Engin Polat ifadesinin devamında “Birbirimiz ile fikir alışverişinde bulunuruz. İhtiyacımız olduğunda da borç alışverişinde buluruz. Bu borçları elden verdiğimiz de olur. Bizim tüm tedarikçilerimiz Türkiye’dedir, bunlar bilindik firmalardır. Bunlar bize faturalarını keser. Biz ürünlerimizi alırız. Biz örgüt değiliz, bir aile şirketiyiz. Vergisel bir hata yanlışlık yapmış olabiliriz. Aldığımız faturalarda sıkıntılı olanlar çıkabilir. Geçmişte de çıkmıştı. Biz aldığımız her faturanın malzemesini teslim almışızdır. Kimseye sahte fatura vermedik. Tüm satışlarımız faturalıdır. Paraları topladığım bir şirket genel olarak yoktur. Bu paralar ile araç, gayrimenkul aldığım olmuştur. Bunları yatırım için yaptım. Bunları para aklamak için yapmadım. Ticari faaliyetten kazandığım paralar ile aldım. Kredi fizibilitemi yükseltmek için 2022 yılı Aralık ayında Milda Gayrimenkulü kurduktan sonra bütün mallarımı oraya taşıdım. Bunun sebebi inşaat projesine başlayacak olmamdı. Ruhsat çıkmak üzereydi fakat bu olaylar nedeniyle hesaplarıma bloke gelmesi nedeniyle bu işlem durdu.

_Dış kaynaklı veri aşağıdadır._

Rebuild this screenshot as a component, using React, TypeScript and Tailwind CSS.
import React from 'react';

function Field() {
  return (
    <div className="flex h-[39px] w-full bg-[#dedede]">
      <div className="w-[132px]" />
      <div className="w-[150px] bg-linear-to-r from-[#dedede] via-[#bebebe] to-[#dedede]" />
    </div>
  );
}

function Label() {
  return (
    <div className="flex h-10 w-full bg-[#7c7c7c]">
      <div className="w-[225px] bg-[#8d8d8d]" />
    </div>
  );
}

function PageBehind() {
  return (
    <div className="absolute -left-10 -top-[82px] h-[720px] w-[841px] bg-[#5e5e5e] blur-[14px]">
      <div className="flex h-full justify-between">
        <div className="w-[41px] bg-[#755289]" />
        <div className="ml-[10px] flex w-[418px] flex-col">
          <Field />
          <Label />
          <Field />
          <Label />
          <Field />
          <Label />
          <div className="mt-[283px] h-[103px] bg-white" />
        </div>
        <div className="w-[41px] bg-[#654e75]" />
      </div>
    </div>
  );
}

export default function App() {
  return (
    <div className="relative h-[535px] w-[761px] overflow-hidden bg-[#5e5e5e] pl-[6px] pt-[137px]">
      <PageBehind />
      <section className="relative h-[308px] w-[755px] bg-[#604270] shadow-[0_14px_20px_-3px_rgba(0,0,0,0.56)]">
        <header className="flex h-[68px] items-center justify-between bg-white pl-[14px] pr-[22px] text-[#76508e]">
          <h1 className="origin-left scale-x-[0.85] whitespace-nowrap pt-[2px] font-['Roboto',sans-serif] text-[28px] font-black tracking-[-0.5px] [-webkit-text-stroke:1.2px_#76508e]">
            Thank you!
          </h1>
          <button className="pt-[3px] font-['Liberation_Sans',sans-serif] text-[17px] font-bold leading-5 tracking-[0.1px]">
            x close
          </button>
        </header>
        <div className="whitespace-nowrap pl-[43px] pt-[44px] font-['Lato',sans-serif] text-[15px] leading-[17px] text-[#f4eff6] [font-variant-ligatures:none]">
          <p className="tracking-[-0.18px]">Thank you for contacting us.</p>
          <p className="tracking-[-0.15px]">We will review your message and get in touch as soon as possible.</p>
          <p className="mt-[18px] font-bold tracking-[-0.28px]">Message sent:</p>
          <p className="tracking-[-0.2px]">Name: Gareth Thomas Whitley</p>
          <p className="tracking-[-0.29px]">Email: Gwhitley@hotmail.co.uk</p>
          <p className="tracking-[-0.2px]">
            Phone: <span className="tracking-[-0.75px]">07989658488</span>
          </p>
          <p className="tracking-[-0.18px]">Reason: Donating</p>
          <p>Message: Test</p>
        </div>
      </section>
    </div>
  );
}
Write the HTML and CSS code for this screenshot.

İhtiyaç olduğunda elden bankalara para yatırıp çekebiliyoruz. İki firma arasında o anda ticaret olmadığı için nakit ihtiyacı olduğunda bu şekilde elden para alıp yatırıyoruz. Benim yasa dışı bahis ile ilgim yoktur. Ömrüm boyunca bahis bile oynamadım. Benim eski ikametgahım sistemde kayıtlıydı. Bu olaylar çıkınca tarafıma tebligat yapılmasında sıkıntı olmasın diye babamın adresine 10-15 gün önce adresimi taşımıştım. Ben üzerime atılı suçlamaları kabul etmiyorum, suçsuzum. Vergisel bir hata var ise de bunun cezasını ödemeye hazırım. Tutuksuz yargılanmama karar verilsin” dedi.